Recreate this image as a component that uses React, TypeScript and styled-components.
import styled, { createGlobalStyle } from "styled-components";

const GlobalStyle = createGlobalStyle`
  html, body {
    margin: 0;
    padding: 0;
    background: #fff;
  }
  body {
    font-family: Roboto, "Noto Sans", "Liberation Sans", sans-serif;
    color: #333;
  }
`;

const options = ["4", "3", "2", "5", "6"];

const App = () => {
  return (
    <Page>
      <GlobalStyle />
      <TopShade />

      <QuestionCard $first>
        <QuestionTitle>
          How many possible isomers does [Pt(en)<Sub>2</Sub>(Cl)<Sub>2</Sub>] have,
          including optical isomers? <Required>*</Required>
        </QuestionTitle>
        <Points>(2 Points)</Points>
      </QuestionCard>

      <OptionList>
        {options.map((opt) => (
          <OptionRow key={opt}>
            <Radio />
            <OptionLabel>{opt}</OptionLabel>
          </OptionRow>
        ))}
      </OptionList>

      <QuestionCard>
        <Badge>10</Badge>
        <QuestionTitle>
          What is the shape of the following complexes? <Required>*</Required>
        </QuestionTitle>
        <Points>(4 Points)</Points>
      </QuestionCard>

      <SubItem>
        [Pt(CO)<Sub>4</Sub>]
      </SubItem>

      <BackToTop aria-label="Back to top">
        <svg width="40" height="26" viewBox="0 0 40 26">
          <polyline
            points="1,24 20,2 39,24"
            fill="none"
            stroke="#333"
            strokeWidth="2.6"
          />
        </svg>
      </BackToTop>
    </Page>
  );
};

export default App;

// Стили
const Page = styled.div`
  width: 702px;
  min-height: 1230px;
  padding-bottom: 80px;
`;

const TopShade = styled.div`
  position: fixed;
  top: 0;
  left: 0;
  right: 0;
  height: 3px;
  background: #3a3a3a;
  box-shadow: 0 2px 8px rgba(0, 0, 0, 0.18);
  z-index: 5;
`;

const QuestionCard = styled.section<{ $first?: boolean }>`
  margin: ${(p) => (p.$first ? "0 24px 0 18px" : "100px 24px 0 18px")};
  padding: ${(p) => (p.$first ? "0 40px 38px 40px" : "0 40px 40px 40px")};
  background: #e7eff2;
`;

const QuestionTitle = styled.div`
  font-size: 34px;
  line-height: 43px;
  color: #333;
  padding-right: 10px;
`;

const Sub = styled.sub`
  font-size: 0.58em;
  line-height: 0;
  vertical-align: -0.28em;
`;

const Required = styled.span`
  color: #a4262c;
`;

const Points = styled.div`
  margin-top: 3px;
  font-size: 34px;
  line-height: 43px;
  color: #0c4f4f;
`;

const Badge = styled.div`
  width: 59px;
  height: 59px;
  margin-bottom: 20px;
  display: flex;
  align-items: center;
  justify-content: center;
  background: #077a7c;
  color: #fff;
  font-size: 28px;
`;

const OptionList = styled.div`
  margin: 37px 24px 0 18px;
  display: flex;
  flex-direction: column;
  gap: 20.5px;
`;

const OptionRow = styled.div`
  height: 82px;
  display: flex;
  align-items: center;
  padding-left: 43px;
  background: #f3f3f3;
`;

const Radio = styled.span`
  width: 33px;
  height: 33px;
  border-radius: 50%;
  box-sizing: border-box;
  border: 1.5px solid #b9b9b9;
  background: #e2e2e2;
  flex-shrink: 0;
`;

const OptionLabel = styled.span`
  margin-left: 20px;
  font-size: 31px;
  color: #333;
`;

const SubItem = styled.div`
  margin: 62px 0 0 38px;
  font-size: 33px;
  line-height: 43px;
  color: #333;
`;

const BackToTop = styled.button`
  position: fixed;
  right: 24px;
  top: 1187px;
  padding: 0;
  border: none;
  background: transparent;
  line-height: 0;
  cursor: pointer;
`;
...
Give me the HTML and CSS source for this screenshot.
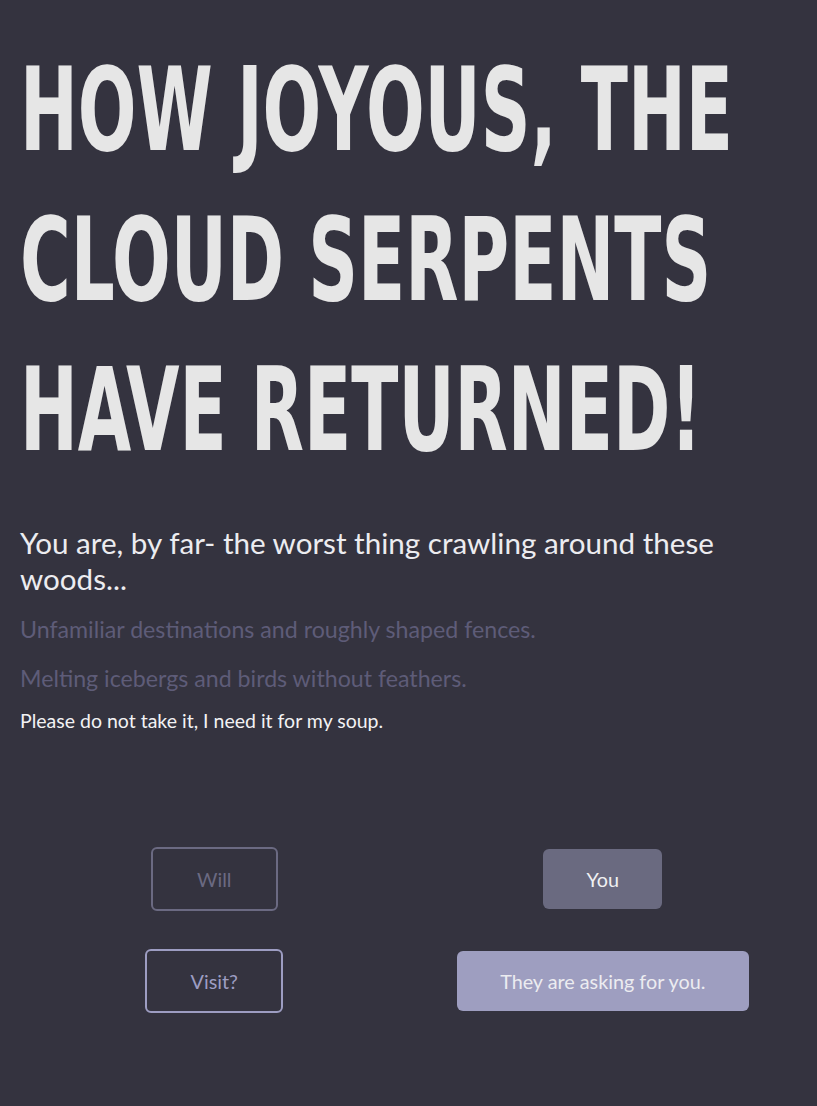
==
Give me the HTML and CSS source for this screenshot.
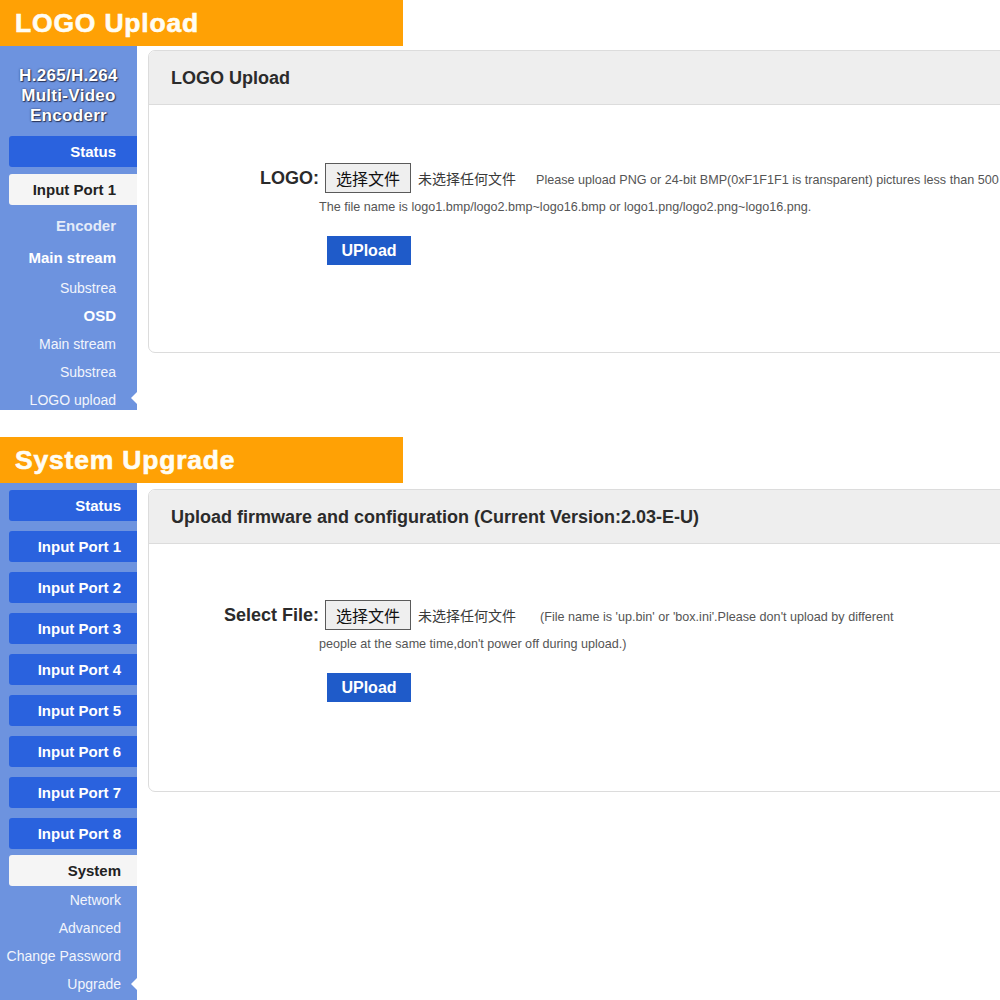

Required work - Count every line in the listing above that holds "components", then report only the count.

Correct response - 2